Front-end source files

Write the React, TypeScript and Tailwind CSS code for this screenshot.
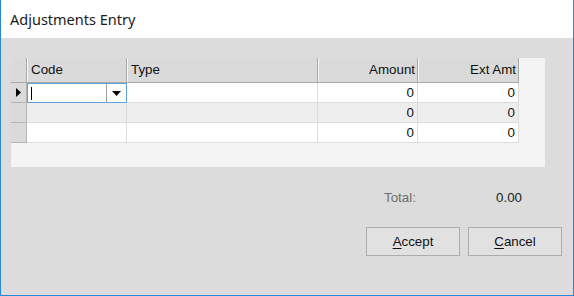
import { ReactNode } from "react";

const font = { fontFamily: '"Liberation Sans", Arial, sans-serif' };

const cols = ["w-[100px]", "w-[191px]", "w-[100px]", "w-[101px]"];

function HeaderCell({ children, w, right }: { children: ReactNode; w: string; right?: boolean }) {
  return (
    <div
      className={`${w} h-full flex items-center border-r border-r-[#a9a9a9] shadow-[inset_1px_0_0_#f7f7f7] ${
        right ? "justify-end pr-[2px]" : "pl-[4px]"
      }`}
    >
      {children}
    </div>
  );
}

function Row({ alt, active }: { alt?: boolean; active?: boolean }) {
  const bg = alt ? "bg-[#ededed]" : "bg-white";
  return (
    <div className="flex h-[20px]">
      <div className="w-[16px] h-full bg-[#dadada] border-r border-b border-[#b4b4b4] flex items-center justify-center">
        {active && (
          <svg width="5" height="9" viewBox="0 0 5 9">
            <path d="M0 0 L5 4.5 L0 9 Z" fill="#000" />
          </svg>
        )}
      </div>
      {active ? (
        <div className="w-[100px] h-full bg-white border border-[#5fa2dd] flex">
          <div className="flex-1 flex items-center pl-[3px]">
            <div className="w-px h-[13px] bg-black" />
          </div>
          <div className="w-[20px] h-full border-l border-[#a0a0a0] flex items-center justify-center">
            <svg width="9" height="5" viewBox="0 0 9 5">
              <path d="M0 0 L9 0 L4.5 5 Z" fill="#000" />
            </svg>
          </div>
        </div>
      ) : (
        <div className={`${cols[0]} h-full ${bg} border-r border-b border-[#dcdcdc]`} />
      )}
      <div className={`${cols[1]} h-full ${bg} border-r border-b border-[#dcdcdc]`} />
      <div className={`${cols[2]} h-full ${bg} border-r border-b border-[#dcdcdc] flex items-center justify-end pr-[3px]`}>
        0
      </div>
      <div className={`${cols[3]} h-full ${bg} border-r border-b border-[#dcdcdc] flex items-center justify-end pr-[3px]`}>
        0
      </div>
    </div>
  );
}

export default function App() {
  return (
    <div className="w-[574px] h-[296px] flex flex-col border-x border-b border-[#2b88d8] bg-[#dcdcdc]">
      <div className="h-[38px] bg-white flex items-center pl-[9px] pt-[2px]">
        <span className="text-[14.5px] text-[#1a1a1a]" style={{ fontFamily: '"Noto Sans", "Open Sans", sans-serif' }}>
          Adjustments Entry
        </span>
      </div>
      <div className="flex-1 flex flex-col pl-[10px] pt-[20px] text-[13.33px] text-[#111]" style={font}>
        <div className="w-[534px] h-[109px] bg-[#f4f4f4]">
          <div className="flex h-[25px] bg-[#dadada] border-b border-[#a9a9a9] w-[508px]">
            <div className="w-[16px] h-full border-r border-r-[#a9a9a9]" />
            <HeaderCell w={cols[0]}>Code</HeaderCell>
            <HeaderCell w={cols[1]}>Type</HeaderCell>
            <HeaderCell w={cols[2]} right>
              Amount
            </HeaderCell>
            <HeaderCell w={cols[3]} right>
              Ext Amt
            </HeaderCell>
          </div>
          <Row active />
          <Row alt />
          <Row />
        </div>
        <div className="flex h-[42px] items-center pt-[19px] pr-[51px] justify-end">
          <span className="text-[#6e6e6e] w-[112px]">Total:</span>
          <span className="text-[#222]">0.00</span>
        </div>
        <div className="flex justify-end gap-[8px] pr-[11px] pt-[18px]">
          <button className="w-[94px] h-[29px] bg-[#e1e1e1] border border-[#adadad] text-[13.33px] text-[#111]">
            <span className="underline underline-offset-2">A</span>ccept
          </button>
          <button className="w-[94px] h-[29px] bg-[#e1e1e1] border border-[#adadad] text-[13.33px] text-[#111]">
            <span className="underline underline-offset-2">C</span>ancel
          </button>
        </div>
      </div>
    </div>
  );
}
* * *
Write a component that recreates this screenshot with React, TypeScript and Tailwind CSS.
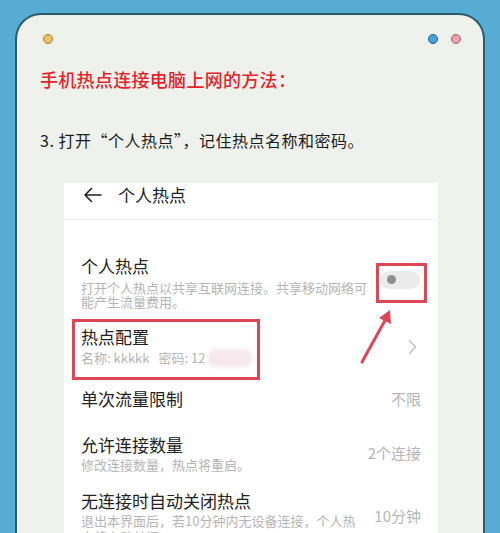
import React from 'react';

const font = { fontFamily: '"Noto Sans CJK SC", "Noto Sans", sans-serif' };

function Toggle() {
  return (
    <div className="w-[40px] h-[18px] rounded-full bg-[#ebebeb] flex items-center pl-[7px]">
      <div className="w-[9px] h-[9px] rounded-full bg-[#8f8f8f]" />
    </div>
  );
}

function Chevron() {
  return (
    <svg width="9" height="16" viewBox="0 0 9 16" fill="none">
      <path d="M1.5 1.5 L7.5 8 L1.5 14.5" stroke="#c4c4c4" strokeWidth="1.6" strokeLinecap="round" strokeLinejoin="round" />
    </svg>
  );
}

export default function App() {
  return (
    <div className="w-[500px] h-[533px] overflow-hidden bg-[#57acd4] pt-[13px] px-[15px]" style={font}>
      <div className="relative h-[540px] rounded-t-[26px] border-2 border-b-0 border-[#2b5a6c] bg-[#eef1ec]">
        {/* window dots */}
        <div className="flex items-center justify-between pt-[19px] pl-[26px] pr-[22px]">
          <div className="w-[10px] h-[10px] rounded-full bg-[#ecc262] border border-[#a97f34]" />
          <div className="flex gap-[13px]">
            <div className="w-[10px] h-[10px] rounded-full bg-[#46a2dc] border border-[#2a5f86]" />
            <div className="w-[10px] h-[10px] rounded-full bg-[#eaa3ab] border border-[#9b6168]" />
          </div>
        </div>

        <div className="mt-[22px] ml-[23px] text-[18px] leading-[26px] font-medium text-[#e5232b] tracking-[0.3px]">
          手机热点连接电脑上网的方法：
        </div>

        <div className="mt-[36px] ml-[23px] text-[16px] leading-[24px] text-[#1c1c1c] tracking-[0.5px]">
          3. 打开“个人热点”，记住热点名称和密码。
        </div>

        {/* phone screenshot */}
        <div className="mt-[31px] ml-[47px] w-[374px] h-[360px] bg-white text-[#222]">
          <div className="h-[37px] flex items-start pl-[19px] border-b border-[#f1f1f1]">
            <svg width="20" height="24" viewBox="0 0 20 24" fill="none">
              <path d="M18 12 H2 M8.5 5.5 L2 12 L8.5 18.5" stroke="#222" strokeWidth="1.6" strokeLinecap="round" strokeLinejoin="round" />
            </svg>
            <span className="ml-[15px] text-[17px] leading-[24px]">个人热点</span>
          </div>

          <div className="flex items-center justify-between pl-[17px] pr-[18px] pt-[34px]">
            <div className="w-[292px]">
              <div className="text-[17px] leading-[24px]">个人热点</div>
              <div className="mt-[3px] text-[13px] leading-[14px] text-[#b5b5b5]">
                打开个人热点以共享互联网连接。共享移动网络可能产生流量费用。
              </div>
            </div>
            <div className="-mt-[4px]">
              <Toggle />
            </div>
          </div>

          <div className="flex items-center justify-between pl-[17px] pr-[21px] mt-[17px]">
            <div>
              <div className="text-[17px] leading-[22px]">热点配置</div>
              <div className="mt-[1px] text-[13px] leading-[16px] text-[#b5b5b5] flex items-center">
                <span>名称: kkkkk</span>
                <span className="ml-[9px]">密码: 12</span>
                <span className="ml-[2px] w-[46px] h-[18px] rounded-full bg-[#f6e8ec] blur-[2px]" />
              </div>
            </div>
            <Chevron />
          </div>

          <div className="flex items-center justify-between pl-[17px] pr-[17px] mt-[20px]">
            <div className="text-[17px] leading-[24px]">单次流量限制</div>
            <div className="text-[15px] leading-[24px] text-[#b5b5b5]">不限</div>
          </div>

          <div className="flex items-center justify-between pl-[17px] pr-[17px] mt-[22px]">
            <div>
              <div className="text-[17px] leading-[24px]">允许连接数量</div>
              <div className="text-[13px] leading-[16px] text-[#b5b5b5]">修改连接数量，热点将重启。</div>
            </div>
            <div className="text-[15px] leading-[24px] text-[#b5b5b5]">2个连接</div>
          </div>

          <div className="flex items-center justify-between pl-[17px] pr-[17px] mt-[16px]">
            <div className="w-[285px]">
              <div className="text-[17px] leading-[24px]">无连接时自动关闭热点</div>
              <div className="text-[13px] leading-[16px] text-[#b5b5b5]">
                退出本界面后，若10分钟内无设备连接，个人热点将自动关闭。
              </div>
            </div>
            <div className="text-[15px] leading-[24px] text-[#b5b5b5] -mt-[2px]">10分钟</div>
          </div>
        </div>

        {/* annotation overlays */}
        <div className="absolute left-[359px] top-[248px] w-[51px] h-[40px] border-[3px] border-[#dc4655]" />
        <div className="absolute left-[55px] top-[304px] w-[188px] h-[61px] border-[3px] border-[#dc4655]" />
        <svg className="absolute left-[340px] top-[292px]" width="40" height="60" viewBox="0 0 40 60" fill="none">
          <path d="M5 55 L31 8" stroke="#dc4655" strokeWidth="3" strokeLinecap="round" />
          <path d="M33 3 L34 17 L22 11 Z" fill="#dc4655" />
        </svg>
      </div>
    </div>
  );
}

PROBLEM → In the listing above, find the lines holding the word "Tailwind" and copy them.

TASK RESULT →
Write the React, TypeScript and Tailwind CSS code for this screenshot.
Write a component that recreates this screenshot with React, TypeScript and Tailwind CSS.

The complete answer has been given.